Heather Block, who recently volunteered to help ICER improve its relationship with patients, is sick of this debate. She has stage IV cancer and paying for Faslodex, a drug that kept her alive for four years, made her fear bankruptcy. The patients opposing ICER have been bamboozled, she says, tricked by Big Pharma into becoming pawns in the industry’s fight to control its pricing power. Block has insurance, but the co-pays she owes are ruinously high. “My big fear, it sounds kind of funny, is every time I get a good cancer report I get afraid I’m going to run out of money,” she says. “That’s my Catch-22. We shouldn’t live in a society where it works that way.”

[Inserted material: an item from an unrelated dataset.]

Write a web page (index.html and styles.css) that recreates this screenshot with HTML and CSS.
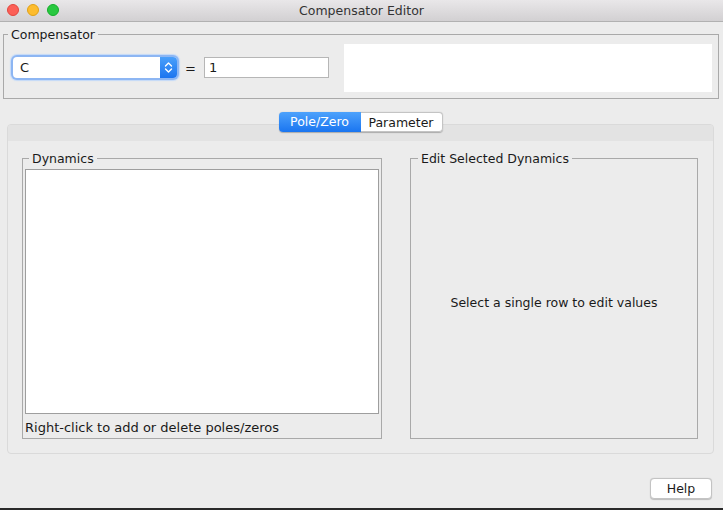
FILE: index.html
```html
<!DOCTYPE html>
<html>
<head>
<meta charset="utf-8">
<link rel="stylesheet" href="styles.css">
</head>
<body>
<div class="window">
  <div class="titlebar">
    <div class="lights">
      <span class="light red"></span>
      <span class="light yellow"></span>
      <span class="light green"></span>
    </div>
    <div class="title">Compensator Editor</div>
  </div>

  <fieldset class="group comp">
    <legend>Compensator</legend>
    <div class="comp-row">
      <div class="combo">
        <span class="combo-text">C</span>
        <span class="combo-btn">
          <svg width="9" height="13" viewBox="0 0 9 13"><path d="M1.5 5 L4.5 2 L7.5 5 M1.5 8 L4.5 11 L7.5 8" fill="none" stroke="#fff" stroke-width="1.4" stroke-linecap="round" stroke-linejoin="round"/></svg>
        </span>
      </div>
      <span class="eq">=</span>
      <div class="textfield">1</div>
      <div class="preview"></div>
    </div>
  </fieldset>

  <div class="tabs-wrap">
    <div class="tabs">
      <span class="tab active">Pole/Zero</span>
      <span class="tab">Parameter</span>
    </div>
    <div class="pane">
      <div class="pane-band"></div>
      <div class="pane-body">
        <fieldset class="group dyn">
          <legend>Dynamics</legend>
          <div class="list"></div>
          <div class="hint">Right-click to add or delete poles/zeros</div>
        </fieldset>
        <fieldset class="group edit">
          <legend>Edit Selected Dynamics</legend>
          <div class="edit-msg">Select a single row to edit values</div>
        </fieldset>
      </div>
    </div>
  </div>

  <div class="footer">
    <button class="btn">Help</button>
  </div>
</div>
</body>
</html>
```

FILE: styles.css
```css
* { box-sizing: border-box; }
html, body { margin: 0; padding: 0; }
body {
  width: 723px;
  height: 510px;
  background: #ececec;
  font-family: "DejaVu Sans", "Liberation Sans", sans-serif;
  font-size: 12px;
  color: #1a1a1a;
  overflow: hidden;
}
.window {
  width: 723px;
  height: 510px;
  border-bottom: 2px solid #2a2a2a;
  background: #ececec;
}
.titlebar {
  height: 22px;
  background: linear-gradient(#e9e7e9, #d2d0d2);
  border-bottom: 1px solid #b1b1b1;
  display: flex;
  align-items: center;
  justify-content: center;
  position: relative;
}
.lights {
  position: absolute;
  left: 7px;
  top: 4px;
  display: flex;
  gap: 8px;
}
.light {
  width: 12px;
  height: 12px;
  border-radius: 50%;
  display: block;
}
.red { background: #fc5f57; border: 0.5px solid #e2463f; }
.yellow { background: #fdbc2e; border: 0.5px solid #e1a116; }
.green { background: #29c840; border: 0.5px solid #14ae2a; }
.title {
  font-size: 12.5px;
  color: #333;
}

.group {
  border: 1px solid #a9a9a9;
  margin: 0;
  padding: 0;
}
.group legend {
  padding: 2px 3px 0 3px;
  line-height: 14px;
  font-size: 12.5px;
}

.comp {
  margin: 4px 4px 0 3px;
  padding: 2px 6px 6px 9px;
}
.comp legend { margin-left: -5px; }
.comp-row {
  display: flex;
  align-items: center;
}
.combo {
  width: 164px;
  height: 21px;
  margin-bottom: 2px;
  display: flex;
  border-radius: 4px;
  background: #fff;
  box-shadow: 0 0 0 2px #8db6f3, 0 0 1px 3px #c4daf9;
  overflow: hidden;
}
.combo-text {
  flex: 1;
  padding-left: 7px;
  line-height: 21px;
  font-size: 13px;
}
.combo-btn {
  width: 17px;
  background: linear-gradient(#4aa0fb, #1b74ef);
  display: flex;
  align-items: center;
  justify-content: center;
}
.eq {
  margin: 0 8px 0 8px;
  font-size: 13px;
}
.textfield {
  width: 125px;
  height: 21px;
  margin-bottom: 2px;
  border: 1px solid #b6b6b6;
  background: #fff;
  padding-left: 4px;
  line-height: 19px;
  font-size: 13px;
}
.preview {
  width: 368px;
  height: 48px;
  background: #fff;
  margin-left: auto;
}

.tabs-wrap {
  margin: 13px 9px 0 7px;
  display: flex;
  flex-direction: column;
  align-items: center;
}
.tabs {
  display: flex;
  height: 20px;
  margin-bottom: -8px;
  position: relative;
  z-index: 1;
  border-radius: 4px;
  box-shadow: 0 0.5px 1px rgba(0,0,0,0.25);
}
.tab {
  width: 82px;
  height: 20px;
  line-height: 20px;
  text-align: center;
  background: #fff;
  border: 1px solid #c4c4c4;
  border-left: none;
  border-radius: 0 4px 4px 0;
  font-size: 12.5px;
}
.tab.active {
  background: linear-gradient(#4da2fc, #1a75f0);
  border: none;
  color: #fff;
  border-radius: 4px 0 0 4px;
}
.pane {
  align-self: stretch;
  height: 330px;
  border: 1px solid #dadada;
  border-radius: 4px;
  background: #ececec;
  display: flex;
  flex-direction: column;
}
.pane-band {
  height: 16px;
  background: #e3e3e3;
  border-radius: 3px 3px 0 0;
}
.pane-body {
  flex: 1;
  display: flex;
  padding: 9px 15px 14px 14px;
  gap: 28px;
}
.dyn {
  width: 360px;
  padding: 3px 2px 1px 2px;
  display: flex;
  flex-direction: column;
}
.dyn legend { margin-left: 4px; }
.edit legend { margin-left: 7px; }
.list {
  height: 245px;
  background: #fff;
  border: 1px solid #9e9e9e;
}
.hint {
  margin-top: 6px;
  line-height: 16px;
  font-size: 13px;
}
.edit {
  flex: 1;
  display: flex;
  align-items: center;
  justify-content: center;
}
.edit-msg {
  font-size: 12.5px;
}

.footer {
  display: flex;
  justify-content: flex-end;
  padding: 24px 11px 0 0;
}
.btn {
  width: 62px;
  height: 21px;
  background: #fff;
  border: 1px solid #c3c3c3;
  border-radius: 4px;
  box-shadow: 0 0.5px 1px rgba(0,0,0,0.2);
  font-family: inherit;
  font-size: 12.5px;
  color: #1a1a1a;
  padding: 0;
}
```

Prescription for Compromise

In spite of the turmoil among patients and the opposition from drug companies, there are signs of a possible détente. Late last year, ICER got an email from Regeneron, a pharmaceutical company that was preparing to release a new potential blockbuster drug called Dupixent. It would be the first and only treatment for a rare skin condition that causes constant itching, and Regeneron had a question: “What’s our price recommendation going to be,” Pearson recalls. “Because they wanted to meet it.”

Nothing was stopping Regeneron from charging as much it wanted for Dupixent, but for the next few months they worked closely with the ICER team. Their CEO, Leonard Schleifer, personally slashed red tape to get ICER some finer grade data. In fact, in the past year Schleifer has become a surprising critic of his own industry. “It’s ridiculous. I hate us also when I see all this stuff,” he told an audience of his peers at a health summit in December. His competitors have been raising prices instead of making innovative drugs, he says. “The attitude can’t be that this is an impossibly hard business, so any price is a fair price.”

Regeneron said it wanted to hit the lower end of ICER’s QALY rating—to come in at the “high value” end of the scoring—and wanted to be able to tell pharmacy benefits managers this during negotiations. In late March, the company announced that Dupixent would carry a $37,000 list price, right in the middle of ICER’s affordability rating. But with some negotiated rebates, it’d come in at around $31,000—right at the golden end of ICER’s scale. “Pretty damned responsible,” in Shleifer’s words.

Regeneron got glowing press for its fair pricing. Insurers and payers were content, and “we were pinching our cheeks,” Pearson says. (Regeneron’s shareholders were less thrilled.) “I was hoping we might get to this point five years from now,” Pearson says—the point when drug companies decide that coming to market with a “fair price” can benefit them and patients.

Of course, the Dupixent example could be a fluke. It’s just one drug and one company. Still, it suggests that ICER’s band of data geeks are onto something. Pharma’s price-gouging has sent its reputation into the gutter, and the cries for punishing regulations are getting louder. A little information symmetry may be just what the industry needs to save itself.